Baca juga:  Makan Bergizi Gratis atau Makan Beracun Gratis?

Program MBG seharusnya jadi bentuk konkret negara hadir di meja makan rakyat kecil. Namun, ketika niat baik dikunyah bersama ambisi, negara justru terlihat kalah oleh nafsu politisi. MBG yang mestinya menyembuhkan gizi buruk, kini justru memperparah penyakit lama: korupsi berjamaah dengan bumbu “pembenaran sosial”.

Kita seolah-olah hidup di negeri di mana setiap program sosial harus lebih dulu diuji bukan oleh ahli gizi, tapi oleh tim sukses.
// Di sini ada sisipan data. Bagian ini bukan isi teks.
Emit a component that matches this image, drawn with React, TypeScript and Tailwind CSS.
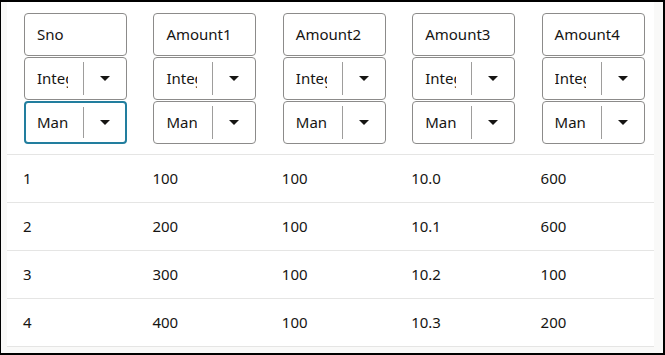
import React from "react";

const COLUMNS = ["Sno", "Amount1", "Amount2", "Amount3", "Amount4"];

const ROWS: string[][] = [
  ["1", "100", "100", "10.0", "600"],
  ["2", "200", "100", "10.1", "600"],
  ["3", "300", "100", "10.2", "100"],
  ["4", "400", "100", "10.3", "200"],
];

function Caret() {
  return (
    <svg width="10" height="5" viewBox="0 0 10 5" aria-hidden="true">
      <polygon points="0,0 10,0 5,5" fill="#161513" />
    </svg>
  );
}

function SelectBox({ value, focused }: { value: string; focused?: boolean }) {
  return (
    <div
      className={
        focused
          ? "flex h-[43px] w-[103px] items-stretch rounded-[4px] border-2 border-[#227e9e] bg-white"
          : "flex h-[43px] w-[103px] items-stretch rounded-[4px] border border-[#8c8b8a] bg-white"
      }
    >
      <div
        className={
          focused
            ? "flex w-[57px] items-center overflow-hidden pl-[11px] pr-[15px]"
            : "flex w-[58px] items-center overflow-hidden pl-[12px] pr-[15px]"
        }
      >
        <span className="block w-[31px] overflow-hidden whitespace-nowrap">{value}</span>
      </div>
      <div className="my-[4px] w-px bg-[#9e9d9c]" />
      <div className="flex flex-1 items-center justify-center">
        <Caret />
      </div>
    </div>
  );
}

export default function App() {
  return (
    <div
      className="flex h-[355px] w-[665px] border-t-2 border-r-2 border-b-2 border-l border-black bg-[#f9f9f8] pl-[6px] pr-[9px] pb-[6px] text-[15px] text-[#161513]"
      style={{ fontFamily: '"Noto Sans", "Open Sans", sans-serif' }}
    >
      <div className="w-[647px] bg-white">
        <div className="grid h-[153px] grid-cols-5 border-b border-[#e5e5e4]">
          {COLUMNS.map((name, i) => (
            <div key={name} className="flex flex-col gap-[1px] pl-[17px] pt-[11px]">
              <div className="flex h-[43px] w-[103px] items-center rounded-[4px] border border-[#8c8b8a] pl-[12px]">
                {name}
              </div>
              <SelectBox value="Integer" />
              <SelectBox value="Manual" focused={i === 0} />
            </div>
          ))}
        </div>
        {ROWS.map((row, r) => (
          <div key={r} className="grid h-[48px] grid-cols-5 items-center border-b border-[#e5e5e4]">
            {row.map((cell, c) => (
              <div key={c} className="pl-[16px]">
                {cell}
              </div>
            ))}
          </div>
        ))}
      </div>
    </div>
  );
}
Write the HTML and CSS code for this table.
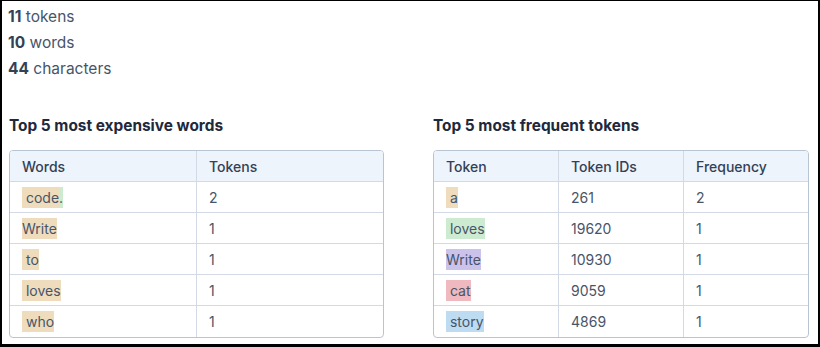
FILE: index.html
```html
<!DOCTYPE html>
<html>
<head>
<meta charset="utf-8">
<link rel="stylesheet" href="styles.css">
</head>
<body>
<div class="frame">
  <div class="stats">
    <div><b>11</b> tokens</div>
    <div><b>10</b> words</div>
    <div><b>44</b> characters</div>
  </div>
  <div class="cols">
    <section>
      <h2>Top 5 most expensive words</h2>
      <table class="t2">
        <thead><tr><th>Words</th><th>Tokens</th></tr></thead>
        <tbody>
          <tr><td><span class="tk tan"> code</span><span class="tk green">.</span></td><td>2</td></tr>
          <tr><td><span class="tk tan">Write</span></td><td>1</td></tr>
          <tr><td><span class="tk tan"> to</span></td><td>1</td></tr>
          <tr><td><span class="tk tan"> loves</span></td><td>1</td></tr>
          <tr><td><span class="tk tan"> who</span></td><td>1</td></tr>
        </tbody>
      </table>
    </section>
    <section>
      <h2>Top 5 most frequent tokens</h2>
      <table class="t3">
        <thead><tr><th>Token</th><th>Token IDs</th><th>Frequency</th></tr></thead>
        <tbody>
          <tr><td><span class="tk tan"> a</span></td><td>261</td><td>2</td></tr>
          <tr><td><span class="tk green"> loves</span></td><td>19620</td><td>1</td></tr>
          <tr><td><span class="tk purple">Write</span></td><td>10930</td><td>1</td></tr>
          <tr><td><span class="tk pink"> cat</span></td><td>9059</td><td>1</td></tr>
          <tr><td><span class="tk blue"> story</span></td><td>4869</td><td>1</td></tr>
        </tbody>
      </table>
    </section>
  </div>
</div>
</body>
</html>
```
FILE: styles.css
```css
* { box-sizing: border-box; }
html, body { margin: 0; padding: 0; background: #fff; }
body { font-family: Inter, "Noto Sans", sans-serif; color: #475569; }
.frame {
  width: 820px;
  height: 347px;
  border-style: solid;
  border-color: #000;
  border-width: 1px 2px 3px 2px;
  padding: 3px 9px 0 6px;
  overflow: hidden;
}
.stats { font-size: 15.5px; line-height: 26px; color: #475569; }
.stats b { font-weight: 700; color: #334155; }
.cols {
  display: grid;
  grid-template-columns: 375px 376px;
  column-gap: 49px;
  margin-top: 34px;
  padding-left: 1px;
}
h2 {
  margin: 0 0 14px 0;
  font-size: 15.4px;
  line-height: 20px;
  font-weight: 700;
  color: #1e293b;
}
table {
  width: 100%;
  border-collapse: separate;
  border-spacing: 0;
  border: 1px solid #b9c4d2;
  border-radius: 4px;
  overflow: hidden;
  font-size: 14px;
}
th, td {
  text-align: left;
  height: 31px;
  padding: 0 12px;
  border-right: 1px solid #d3dae6;
  border-bottom: 1px solid #d3dae6;
}
th:last-child, td:last-child { border-right: none; }
tbody tr:last-child td { border-bottom: none; }
th { background: #eef4fb; font-weight: 500; color: #334155; }
td { color: #475569; }
.t2 th:first-child, .t2 td:first-child { width: 187px; }
.t3 th:nth-child(1), .t3 td:nth-child(1) { width: 125px; }
.t3 th:nth-child(2), .t3 td:nth-child(2) { width: 125px; }
.tk { white-space: pre; padding: 2px 0; }
.tan { background: #efdcbd; }
.green { background: #cdebd0; }
.purple { background: #cbc3ec; }
.pink { background: #efb9bf; }
.blue { background: #bddcf2; }
```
Siapa yang dapat jatah dapur, siapa yang kendalikan logistik, siapa yang boleh selfie di lokasi distribusi—semuanya diatur rapi, jauh sebelum nasi dimasak.

Masih ada harapan, tentu saja. Tapi harapan itu baru bisa hidup kalau pemerintah berani menata ulang mekanisme MBG dari hulu sampai hilir. SPPG harus kembali ke rel pelayanan, bukan jadi rel proyek. Pengawasan publik harus diperkuat, bukan dipoles dengan pencitraan. Dan yang paling penting: berhentilah menjadikan anak-anak sebagai umpan moral untuk proyek politik.

Karena di ujungnya, bangsa ini tidak hanya butuh makan bergizi gratis—tapi juga politik yang bergizi sehat.
Politik yang tidak membuat rakyat mual karena aroma bancakan, tapi menumbuhkan selera untuk ikut berpartisipasi dengan jujur.

Sebab, kalau MBG terus dibiarkan jadi Makan Bersama Golongan, yang kenyang bukan rakyat, tapi politisi yang sudah terlalu lama makan tanpa rasa malu.